-- Data shown start --
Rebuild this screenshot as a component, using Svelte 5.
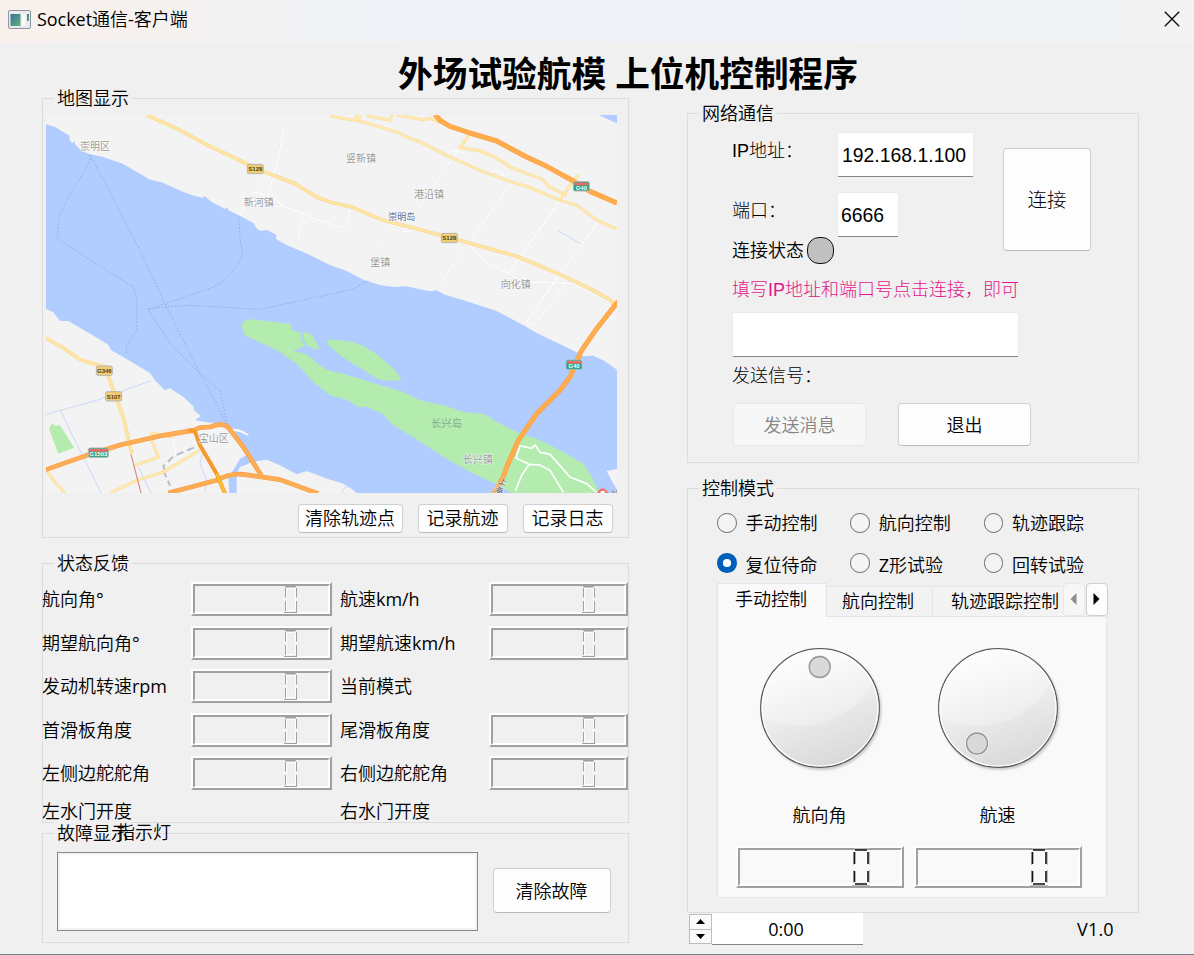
<script>
  const feedback = [
    ['航向角°', true, '航速km/h', true],
    ['期望航向角°', true, '期望航速km/h', true],
    ['发动机转速rpm', true, '当前模式', false],
    ['首滑板角度', true, '尾滑板角度', true],
    ['左侧边舵舵角', true, '右侧边舵舵角', true],
    ['左水门开度', false, '右水门开度', false],
  ];
  const modes = ['手动控制', '航向控制', '轨迹跟踪', '复位待命', 'Z形试验', '回转试验'];
  let mode = $state('复位待命');
  const dials = [
    { name: '航向角', kx: 59.7, ky: 19 },
    { name: '航速', kx: 39, ky: 95.5 },
  ];

  // Latin runs and CJK runs are set in different weights.
  const runs = (text) => text.match(/[\x00-\xff]+|[^\x00-\xff]+/g) ?? [];
  const isLatin = (run) => run.charCodeAt(0) < 256;

  const majorYellow = [
    'M320 14L415 57L500 103L640 170L700 195L765 220L830 260L870 275L935 290L1030 330L1110 350L1230 382L1330 410L1430 438L1560 492L1660 540L1710 568L1722 584',
    'M18 683L70 713L120 748L195 770L220 840L250 920L275 1030',
  ];
  const minorYellow = [
    'M870 18L960 32L1080 68L1095 78L1140 95L1220 135L1320 180L1415 215L1470 232L1560 270L1610 285L1675 332L1731 356',
    'M1290 70L1260 112L1320 122L1365 140L1415 172L1510 208L1525 228L1580 256',
    'M948 14L954 32M960 14L954 32M980 16L1050 30L1057 14M1070 14L1150 28L1170 24L1290 68M1600 210L1560 270M1600 206L1611 200L1604 220',
    'M335 990L355 1040L285 1065M210 1148L290 1110L370 1085L480 1020M18 1078L45 1115L75 1148M330 968L400 980',
  ];
  const whiteRoads = [
    'M733 45L712 160L682 260M600 316L640 250L670 205L700 195M640 245L700 262L730 288L790 310L830 328L870 338M790 312L775 386M700 288L730 288',
    'M870 340L920 356L932 290M1010 405L1055 345L1090 343M1090 365L1256 115L1300 165M1090 365L1130 360M1222 132L1240 120L1256 125',
    'M1415 215L1285 400L1195 528M1560 272L1405 488M1675 335L1560 490L1495 584M1285 400L1320 435L1330 450L1405 490L1450 515L1575 518L1600 520L1700 575M1575 520L1530 584M1345 188L1370 180L1400 205',
    'M1505 570L1460 632L1483 644L1540 570',
    'M395 980L408 1030L370 1070M45 1115L60 1148M565 956L600 962L625 974M590 958L612 966',
  ];
  const labels = [
    ['崇明区', 120, 118], ['新河镇', 611, 287], ['竖新镇', 918, 154], ['港沿镇', 1122, 262],
    ['堡镇', 991, 467], ['向化镇', 1382, 532], ['宝山区', 476, 995],
  ];
  const badges = [
    ['S128', 622, 162, 48, 'y'], ['S128', 1204, 369, 48, 'y'], ['G346', 169, 767, 48, 'y'],
    ['S107', 197, 844, 48, 'y'], ['G40', 1600, 214, 48, 'g'], ['G40', 1578, 749, 48, 'g'], ['G1503', 145, 1013, 60, 'g'],
  ];
  const expressway = 'M1185 12L1200 30L1230 48L1290 68L1370 92L1460 140L1520 168L1600 212L1650 243L1731 278M1735 572L1670 655L1625 720L1590 800L1560 840L1490 910L1435 990L1400 1070L1390 1100L1362 1150';
  const ringRoad = 'M18 1078L140 1035L240 1004L370 975L460 960L480 952L510 950Q550 935 565 952L610 1010L665 1097M385 1148L530 1110Q570 1088 610 1092L720 1108L835 1150';
</script>

{#snippet mixed(text)}{#each runs(text) as run}{#if isLatin(run)}<span class="lat">{run}</span>{:else}{run}{/if}{/each}{/snippet}

{#snippet lcd(big)}
  <div class="lcd" class:big>
    <div class="well">
      {#if big}
        <svg width="18" height="38" viewBox="0 0 18 38">
          <path d="M2 .5H17M1.5 4V17M1.5 22V35M17.5 4V17M17.5 22V35M0 37.5H18" stroke="#bcbcbc" fill="none" />
          <path d="M3 2H15M3 36H15M2.5 4V16M2.5 23V34M16 4V16M16 23V34" stroke="#111" stroke-width="1.6" fill="none" />
        </svg>
      {:else}
        <svg width="15" height="28" viewBox="0 0 15 28">
          <path d="M3 3.5H12M3 25.5H12M3.5 4V12M3.5 16V25M12.5 4V12M12.5 16V25M.5 14H4M11 14H14.5" stroke="#fff" fill="none" />
          <path d="M2 1.5H13M1 27.5H14M2.5 3V12.5M2.5 16V26M13.5 3V12.5M13.5 16V27" stroke="#a0a0a0" fill="none" />
          <path d="M3 2.5H12" stroke="#c8c8c8" />
        </svg>
      {/if}
    </div>
  </div>
{/snippet}

<div class="window">
  <header>
    <svg class="appicon" width="23" height="19" viewBox="0 0 23 19">
      <defs><linearGradient id="ai" x2="1" y2="1"><stop stop-color="#3f6d9c" /><stop offset="1" stop-color="#5fb57a" /></linearGradient></defs>
      <rect x=".5" y=".5" width="22" height="18" rx="1.5" fill="#e9ebee" stroke="#8f959c" />
      <rect x="2.5" y="4" width="10" height="12" fill="url(#ai)" />
      <rect x="13.5" y="4" width="4" height="12" fill="#fafafa" />
      <rect x="19" y="4" width="2" height="7" fill="url(#ai)" />
    </svg>
    <span class="caption">{@render mixed('Socket通信-客户端')}</span>
    <svg class="close" width="16" height="16" viewBox="0 0 16 16"><path d="M.8.8L15.2 15.2M15.2.8L.8 15.2" stroke="#111" stroke-width="1.4" /></svg>
  </header>

  <h1>外场试验航模 上位机控制程序</h1>

  <main>
    <div class="left">
      <section class="group map-group">
        <h2>地图显示</h2>
        <svg class="map" width="571" height="378" viewBox="18 14 1713 1134">
          <rect x="18" y="14" width="1713" height="1134" fill="#f3f3f3" />
          <path fill="#b1cdff" d="M18 42L45 50L75 68L88 76L90 92L97 98L106 92L104 100L125 122L150 132L190 140L248 160L300 190L325 205L345 212L365 216L430 245L465 257L488 262L494 257L515 275L556 296L562 290L565 300L600 316L640 338L652 357L665 362L680 358L710 374L708 386L740 404L795 427L870 464L920 482L970 508L1020 524L1060 530L1100 528L1170 543L1190 540L1215 553L1280 573L1370 602L1400 618L1450 645L1490 668L1540 692L1570 706L1615 728L1630 738L1660 736L1690 750L1731 778V1148H950L930 1132L905 1118L870 1108L800 1082L770 1092L720 1065L680 1048L640 1054L600 1070L590 1090V1148H568L565 1100L580 1080L600 1045L620 1035L595 1000L575 962L555 940L500 936L466 930L482 916L462 900L460 888L430 860L390 834L375 840L345 810L330 788L245 738L212 718L205 703L130 658L85 632L60 632L38 657L60 632L40 606L18 595Z" />
          <path fill="#b1cdff" d="M1675 14H1731V39Z" />
          <path fill="#f3f3f3" d="M1700 1082L1731 1076V1140L1716 1112Z" />
          <g fill="#b4ebaf">
            <path d="M605 650Q606 628 630 627L700 634L755 642L752 655L765 663L782 665L785 690L800 705L825 718L837 720Q835 695 808 667L790 665L790 690L804 708L837 719L800 705L765 720L800 726L830 755L855 775L870 782L910 790L1000 818L1090 845L1140 870L1210 885L1270 905L1335 912L1370 935L1430 965L1490 985L1570 1025L1630 1060L1655 1100L1675 1140L1680 1148H1415L1370 1122L1290 1085L1220 1045L1170 1013L1110 975L1060 945L1025 908L1000 900L980 888L960 892L920 868L870 855L820 815L770 760L715 722L640 687L615 675Z" />
            <path d="M862 690Q870 685 940 695Q985 710 1030 748Q1060 772 1084 805Q1080 814 1030 810Q1005 806 970 778Q900 740 862 700Z" />
            <path d="M35 942L40 938L42 946L60 945L102 1012L55 1030L27 955Z" />
          </g>
          <path d="M763 720L800 728L828 752L850 768L872 772M786 664L788 692L804 712L840 722L872 762" stroke="#b1cdff" stroke-width="6" fill="none" />
          <path d="M18 912L170 870L240 845L333 811M62 900L90 960L135 1050L183 1148M295 1070L333 1148M490 1020L480 1060L500 1110L495 1145M440 950V965M1552 360L1622 400M905 1148L915 1130L930 1130" stroke="#bfd4f8" stroke-width="2.5" fill="none" />
          <path d="M150 134V150L125 195L85 260L55 325L52 385L160 455L280 530L290 560V660L260 705L258 732M150 134L225 275L300 420L375 580L470 770L540 900L565 955M596 320L600 380L608 435Q570 510 520 530L375 580L325 598L395 705L470 780L540 840L565 955M325 595L400 588L450 585L660 597L720 584L870 552L940 535L985 512" stroke="#8eacdf" stroke-width="2.8" stroke-dasharray="5 5" fill="none" />
          {#each whiteRoads as d}
            <path {d} stroke="#e6e6e6" stroke-width="6" fill="none" /><path {d} stroke="#fff" stroke-width="4" fill="none" />
          {/each}
          <path d="M1428 1044L1440 1006L1475 1014L1485 1004L1500 1026L1530 1032L1590 1100L1640 1120L1670 1146M1428 1044L1468 1062L1500 1064L1530 1080L1570 1146M1468 1062L1445 1095L1426 1142" stroke="#fff" stroke-width="5" fill="none" />
          <path d="M375 1082L370 1068L400 1038L470 1008M370 1080L390 1126" stroke="#b7bec9" stroke-width="6" stroke-dasharray="22 12" fill="none" />
          {#each minorYellow as d}
            <path {d} stroke="#f8da92" stroke-width="9" fill="none" /><path {d} stroke="#ffe9b4" stroke-width="6" fill="none" />
          {/each}
          {#each majorYellow as d}
            <path {d} stroke="#f6d68c" stroke-width="11" fill="none" /><path {d} stroke="#ffe5a5" stroke-width="8" fill="none" />
          {/each}
          <path d="M273 1032L303 1148" stroke="#d98b85" stroke-width="3.5" />
          <path d={expressway} stroke="#f79f45" stroke-width="15" stroke-linejoin="round" fill="none" />
          <path d={expressway} stroke="#ffac4d" stroke-width="12" stroke-linejoin="round" fill="none" />
          <g fill="none" stroke-linejoin="round">
            <path d={ringRoad} stroke="#f29a42" stroke-width="14" />
            <path d={ringRoad} stroke="#ffad55" stroke-width="11" />
            <path d="M445 960L465 964L480 1005L530 1090L555 1150" stroke="#f59a2d" stroke-width="12" />
            <path d="M530 1090L555 1150" stroke="#ffc22e" stroke-width="7" />
          </g>
          <g font-size="30" fill="#9b9b9b" stroke="#fff" stroke-opacity=".6" stroke-width="4" paint-order="stroke">
            {#each labels as [t, x, y]}<text {x} {y}>{t}</text>{/each}
            <text x="1268" y="1058" fill="#a498aa">长兴镇</text>
            <text x="1173" y="949" font-size="31" fill="#83b08a" stroke="none">长兴岛</text>
            <text x="1045" y="328" font-size="27" fill="#5b6b90">崇明岛</text>
            <text transform="translate(1373 1117) rotate(22)" font-size="26" fill="#555">上</text>
            <text transform="translate(1361 1144) rotate(22)" font-size="26" fill="#555">海</text>
          </g>
          {#each badges as [t, x, y, w, k]}
            <rect {x} {y} width={w} height="28" rx="5" fill={k === 'y' ? '#f3cd72' : '#1fa383'} stroke="#b5b5b5" stroke-width="3" />
            {#if k === 'g'}<rect x={x + 3} y={y + 3} width={w - 6} height="8" fill="#ee6a66" />{/if}
            <text x={x + w / 2} y={y + (k === 'y' ? 21 : 25)} text-anchor="middle" font-size="18" font-weight="700" class="badge" fill={k === 'y' ? '#4a4020' : '#fff'}>{t}</text>
          {/each}
          <circle cx="1688" cy="1150" r="16" fill="#e87a70" /><rect x="1682" y="1142" width="12" height="6" fill="#fff" />
          <path d="M1716 1142L1724 1148M1731 1138V1148" stroke="#a48a80" stroke-width="4" />
        </svg>
        <div class="map-actions">
          <button class="w105">清除轨迹点</button><button>记录航迹</button><button>记录日志</button>
        </div>
      </section>

      <section class="group state-group">
        <h2>状态反馈</h2>
        <div class="readings">
          {#each feedback as [a, la, b, lb]}
            <div class="name">{@render mixed(a)}</div>
            <div class="value">{#if la}{@render lcd(false)}{/if}</div>
            <div class="name">{@render mixed(b)}</div>
            <div class="value narrow">{#if lb}{@render lcd(false)}{/if}</div>
          {/each}
        </div>
      </section>

      <section class="group fault-group">
        <h2>故障显示</h2>
        <span class="lamp">指示灯</span>
        <div class="log"></div>
        <button>清除故障</button>
      </section>
    </div>

    <div class="right">
      <section class="group net-group">
        <h2>网络通信</h2>
        <div class="net-top">
          <div class="net-fields">
            <div class="row"><span class="hei">IP地址：</span><div class="input w135">192.168.1.100</div></div>
            <div class="row second"><span class="hei">端口：</span><div class="input w60">6666</div></div>
            <div class="status"><span>连接状态</span><i></i></div>
          </div>
          <button class="connect">连接</button>
        </div>
        <p class="hint hei">填写IP地址和端口号点击连接，即可</p>
        <div class="input message"></div>
        <p class="signal hei">发送信号：</p>
        <div class="net-actions"><button disabled>发送消息</button><button>退出</button></div>
      </section>

      <section class="group ctl-group">
        <h2>控制模式</h2>
        <div class="modes">
          {#each modes as m}
            <button class="mode" onclick={() => (mode = m)}><i class:on={mode === m}></i><span>{@render mixed(m)}</span></button>
          {/each}
        </div>
        <div class="tabs">
          <div class="tab active">手动控制</div>
          <div class="tab">航向控制</div>
          <div class="tab last">轨迹跟踪控制</div>
          <div class="scroll off"><svg width="7" height="12" viewBox="0 0 7 12"><path d="M6.5 0V12L.5 6Z" fill="#8d8d8d" /></svg></div>
          <div class="scroll"><svg width="7" height="12" viewBox="0 0 7 12"><path d="M.5 0V12L6.5 6Z" fill="#000" /></svg></div>
        </div>
        <div class="pane">
          {#each dials as d, i}
            <div class="dialbox">
              <svg class="dial" width="132" height="132" viewBox="-6 -6 132 132">
                <defs>
                  <linearGradient id="body{i}" x1=".3" y1="0" x2=".65" y2="1"><stop stop-color="#fdfdfd" /><stop offset=".5" stop-color="#ececec" /><stop offset="1" stop-color="#d8d8d8" /></linearGradient>
                  <linearGradient id="gloss{i}" x1=".3" y1="0" x2=".6" y2="1"><stop stop-color="#fff" stop-opacity=".7" /><stop offset="1" stop-color="#fff" stop-opacity=".2" /></linearGradient>
                  <clipPath id="clip{i}"><circle cx="60" cy="60" r="58" /></clipPath>
                  <filter id="soft{i}"><feGaussianBlur stdDeviation="1.3" /></filter>
                </defs>
                <circle cx="61.5" cy="62" r="60" fill="#c9c9c9" filter="url(#soft{i})" />
                <circle cx="60" cy="60" r="59.3" fill="url(#body{i})" stroke="#5a5a5a" stroke-width="1.3" />
                <circle cx="40" cy="-5" r="83" fill="url(#gloss{i})" clip-path="url(#clip{i})" />
                <circle cx="60" cy="60" r="58" fill="none" stroke="#fff" stroke-width="1.2" />
                <circle cx={d.kx} cy={d.ky} r="11.6" fill="none" stroke="#f6f6f6" />
                <circle cx={d.kx} cy={d.ky} r="10.5" fill="#d9d9d9" stroke="#969696" stroke-width="1.3" />
              </svg>
              <span>{d.name}</span>
              {@render lcd(true)}
            </div>
          {/each}
        </div>
      </section>

      <footer>
        <div class="spin"><b><svg width="9" height="5" viewBox="0 0 9 5"><path d="M0 5H9L4.5 0Z" /></svg></b><b><svg width="9" height="5" viewBox="0 0 9 5"><path d="M0 0H9L4.5 5Z" /></svg></b></div>
        <div class="time">0:00</div>
        <span class="version">V1.0</span>
      </footer>
    </div>
  </main>
</div>

<style>
  :global(body) { margin: 0; }
  .window, .window * { box-sizing: border-box; }
  .window {
    width: 1194px; height: 955px; overflow: hidden; background: #f0f0f0; color: #000;
    border-bottom: 1px solid #70808c;
    font: 18px/24px "Open Sans", "Noto Sans CJK SC", sans-serif; font-weight: 350;
    white-space: nowrap;
  }
  header {
    height: 42px; display: flex; align-items: center; padding: 0 14px 4px 8px;
    background: linear-gradient(90deg, #faf1ed 0, #f5f2f0 170px, #eff3f8 400px, #eff3f9 850px, #f3f3f3 100%);
  }
  .caption { margin-left: 6px; font-size: 18px; line-height: 22px; flex: 1; }
  .lat { font-weight: 400; letter-spacing: -.05px; }
  h1 { margin: 7px 0 0 398px; height: 49px; font-size: 34.7px; line-height: 49px; font-weight: 700; }
  h2 { position: absolute; top: -13px; left: 11px; margin: 0; padding: 0 3px; font-size: 18px; line-height: 24px; font-weight: inherit; background: #f0f0f0; }
  p { margin: 0; }
  main { display: flex; gap: 58px; padding-left: 42px; }
  .left { width: 587px; }
  .right { width: 452px; padding-top: 15px; }
  .group { position: relative; border: 1px solid #dcdcdc; }
  button {
    font: inherit; color: #000; padding: 0 1px 0 0; background: #fdfdfd; border: 1px solid #d0d0d0;
    border-bottom-color: #b9b9b9; border-radius: 4px; display: block;
  }
  .map-group { height: 440px; padding: 16px 3px 0; }
  .map { display: block; font-family: "Noto Sans CJK SC", sans-serif; font-weight: 400; }
  .badge { font-family: "Liberation Sans", sans-serif; }
  .map-actions { display: flex; justify-content: flex-end; gap: 15px; padding: 11px 12px 0 0; }
  .map-actions button { width: 90px; height: 29px; line-height: 26px; padding-bottom: 1px; }
  .map-actions .w105 { width: 105px; }

  .state-group { height: 260px; margin-top: 25px; padding-top: 14px; }
  .readings { display: grid; grid-template-columns: 149px 149px 149px 139px; grid-template-rows: repeat(5, 43.5px) 32px; margin-left: -1px; align-items: start; }
  .name { line-height: 43px; }
  .name:nth-last-child(-n + 4) { line-height: 31px; }
  .value { padding-top: 4px; }
  .lcd { width: 141px; height: 34px; border: 2px solid; border-color: #fff #a0a0a0 #a0a0a0 #fff; }
  .narrow .lcd { width: 139px; }
  .narrow .well { padding-right: 28px; }
  .well { height: 100%; border: 2px solid; border-color: #a0a0a0 #fff #fff #a0a0a0; display: flex; justify-content: flex-end; padding-right: 30px; align-items: center; }
  .well svg { flex: none; }
  .lcd.big { width: 168px; height: 42px; }

  .fault-group { height: 110px; margin-top: 10px; padding: 18px 17px 0 14px; display: flex; justify-content: space-between; }
  .lamp { position: absolute; left: 74px; top: -14px; }
  .log { width: 421px; height: 79px; background: #fff; border: 1px solid #828790; box-shadow: inset 0 0 0 2px #f4f4f4; }
  .fault-group button { width: 118px; height: 45px; margin-top: 16px; }

  .net-group { height: 350px; padding: 18px 0 0 45px; }
  .hei { font-family: "Liberation Sans", "Noto Sans CJK SC", sans-serif; font-weight: 300; }
  .net-top { display: flex; height: 132px; }
  .net-fields { width: 270px; }
  .row { display: flex; height: 45px; }
  .row span { width: 104px; line-height: 38px; margin-left: -1px; }
  .row .input { margin-left: 1px; }
  .second { margin-top: 15px; }
  .input { height: 45px; background: #fff; border: 1px solid #ebebeb; border-bottom-color: #858585; border-radius: 2px; padding-left: 4px; font: 19.4px/44px "Liberation Sans", sans-serif; }
  .w135 { width: 137px; }
  .w60 { width: 62px; padding-left: 3px; }
  .status { display: flex; align-items: center; gap: 3px; height: 27px; margin-left: -1px; }
  .status span { padding-bottom: 1px; }
  .status i { width: 27px; height: 27px; border: 1.6px solid #111; border-radius: 12px; background: #c0c0c0; }
  .connect { width: 88px; height: 103px; margin-top: 16px; font-size: 19.5px; font-weight: 300; padding: 0; }
  .hint { color: #e0168a; line-height: 30px; margin: 11px 0 0 -1px; }
  .message { width: 287px; margin-top: 7px; margin-left: -1px; }
  .signal { line-height: 30px; margin: 4px 0 0 -1px; }
  .net-actions { display: flex; gap: 32px; margin-top: 12px; }
  .net-actions button { width: 133px; height: 43px; padding: 0; }
  .net-actions button:disabled { color: #858585; background: #f7f7f7; border-color: #e8e8e8; }

  .ctl-group { height: 425px; margin-top: 25px; padding: 14px 0 0 29px; }
  .modes { display: grid; grid-template-columns: 133.3px 133.3px 133px; grid-template-rows: 40px 40px; height: 80px; }
  .mode { display: flex; align-items: center; gap: 9px; background: none; border: 0; height: 40px; padding: 0; }
  .mode i { width: 19.5px; height: 19.5px; border: 1.3px solid #6b6b6b; border-radius: 50%; background: #f4f4f4; }
  .mode i.on { border: 6px solid #005fb8; background: #fff; }
  .mode:nth-child(n + 4) > span { padding-top: 3px; }
  .tabs { display: flex; height: 33px; align-items: flex-end; }
  .tab { height: 30px; width: 106px; padding-left: 15px; line-height: 28px; background: #f3f3f3; border: 1px solid #e5e5e5; border-width: 1px 1px 0 0; overflow: hidden; }
  .tab.active { width: 110px; height: 34px; line-height: 31px; padding-left: 17px; margin-bottom: -1px; background: #f9f9f9; border-left-width: 1px; }
  .tab.last { width: 130px; padding-left: 18px; border-right: 0; }
  .scroll { width: 22px; height: 33px; margin-left: 1px; background: #fdfdfd; border: 1px solid #cfcfcf; border-radius: 4px; display: flex; align-items: center; justify-content: center; }
  .scroll.off { background: #f7f7f7; border-color: #e8e8e8; margin-left: 0; }
  .scroll svg { margin: -2px 2px 0 0; }
  .pane { width: 390px; height: 282px; background: #f9f9f9; border: 1px solid #e5e5e5; display: flex; gap: 10px; padding: 25px 0 0 18px; }
  .dialbox { width: 168px; display: flex; flex-direction: column; align-items: center; }
  .dial { display: block; }
  .dialbox span { margin: 28px 1px 18px 0; line-height: 26px; }

  footer { display: flex; height: 32px; align-items: center; padding-left: 2px; font-weight: 400; }
  .spin { width: 23px; height: 30px; display: flex; flex-direction: column; border: 1px solid #bdbdbd; background: #fafafa; }
  .spin b { flex: 1; display: flex; align-items: center; justify-content: center; }
  .spin b + b { border-top: 1px solid #bdbdbd; }
  .time { width: 151px; height: 32px; line-height: 33px; background: #fff; border-bottom: 1px solid #858585; text-align: center; padding-right: 3px; }
  .version { margin-left: 214px; line-height: 35px; letter-spacing: .2px; }
</style>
-- Data shown end --
▶ **Exercise instructions**
Restate only the lines running from the start of the material above through the line containing "const isLatin = (run)", ends included. No pictures.

▶ **Completed task**
Rebuild this screenshot as a component, using Svelte 5.
<script>
  const feedback = [
    ['航向角°', true, '航速km/h', true],
    ['期望航向角°', true, '期望航速km/h', true],
    ['发动机转速rpm', true, '当前模式', false],
    ['首滑板角度', true, '尾滑板角度', true],
    ['左侧边舵舵角', true, '右侧边舵舵角', true],
    ['左水门开度', false, '右水门开度', false],
  ];
  const modes = ['手动控制', '航向控制', '轨迹跟踪', '复位待命', 'Z形试验', '回转试验'];
  let mode = $state('复位待命');
  const dials = [
    { name: '航向角', kx: 59.7, ky: 19 },
    { name: '航速', kx: 39, ky: 95.5 },
  ];

  // Latin runs and CJK runs are set in different weights.
  const runs = (text) => text.match(/[\x00-\xff]+|[^\x00-\xff]+/g) ?? [];
  const isLatin = (run) => run.charCodeAt(0) < 256;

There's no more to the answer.